Debugging: the nagios user's environment problem

This is the gotcha that burns everyone at least once. You SSH to the monitored host, run the check manually as yourself, it works fine. Then Nagios reports UNKNOWN or the check fails. The reason is almost always the nagios user's environment.

The nagios user has a minimal shell environment. It may not have the same PATH as your user. It may not have environment variables your check depends on. It may not have permission to read files your check needs.

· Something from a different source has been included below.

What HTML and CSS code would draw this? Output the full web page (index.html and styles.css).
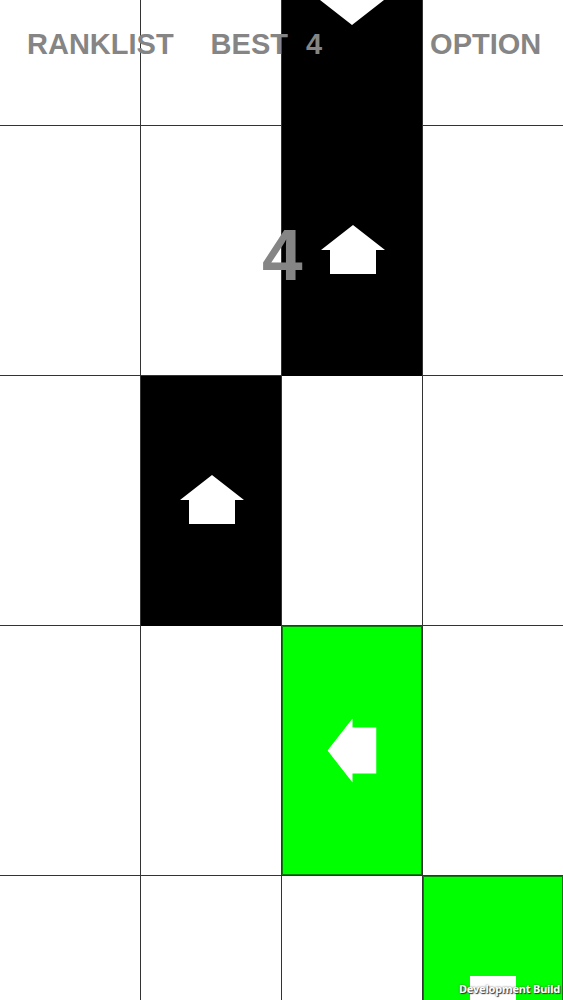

Always test checks as the nagios user:

sudo -u nagios /usr/lib64/nagios/plugins/check_disk -w 20% -c 10% -p /
echo $?

If that fails and running as yourself works, you've found your problem. Common fixes:

  • Use full absolute paths in your check scripts instead of relying on PATH
  • Set required environment variables explicitly in the check script
  • Use sudoers to grant the nagios user permission to run specific commands as root

For that last one, if your check needs elevated permissions — reading from /proc in certain ways, running netstat, checking hardware sensors — add a sudoers entry:

# /etc/sudoers.d/nagios
nagios ALL=(root) NOPASSWD: /usr/lib64/nagios/plugins/check_disk
nagios ALL=(root) NOPASSWD: /usr/local/lib/nagios/plugins/check_process_memory.py

And call the check in nrpe.cfg with sudo:

command[check_disk_root]=sudo /usr/lib64/nagios/plugins/check_disk -w 20% -c 10% -p /

Don't give nagios a blanket NOPASSWD: ALL — that's a privilege escalation waiting to happen. Be specific about which commands it's allowed to run.

Summary

NRPE is straightforward once you understand what's happening:

  1. Install NRPE and the nagios-plugins on each monitored host
  2. Configure allowed_hosts and define your commands in nrpe.cfg
  3. Open port 5666 from the Nagios server only
  4. Wire up check_nrpe commands on the Nagios server side
  5. Test from the command line with check_nrpe -H host -c check_name before you trust the config
  6. Debug as the nagios user, not as yourself

The nagios user environment thing is where most NRPE debugging time goes. Check that first when something works manually but fails through NRPE.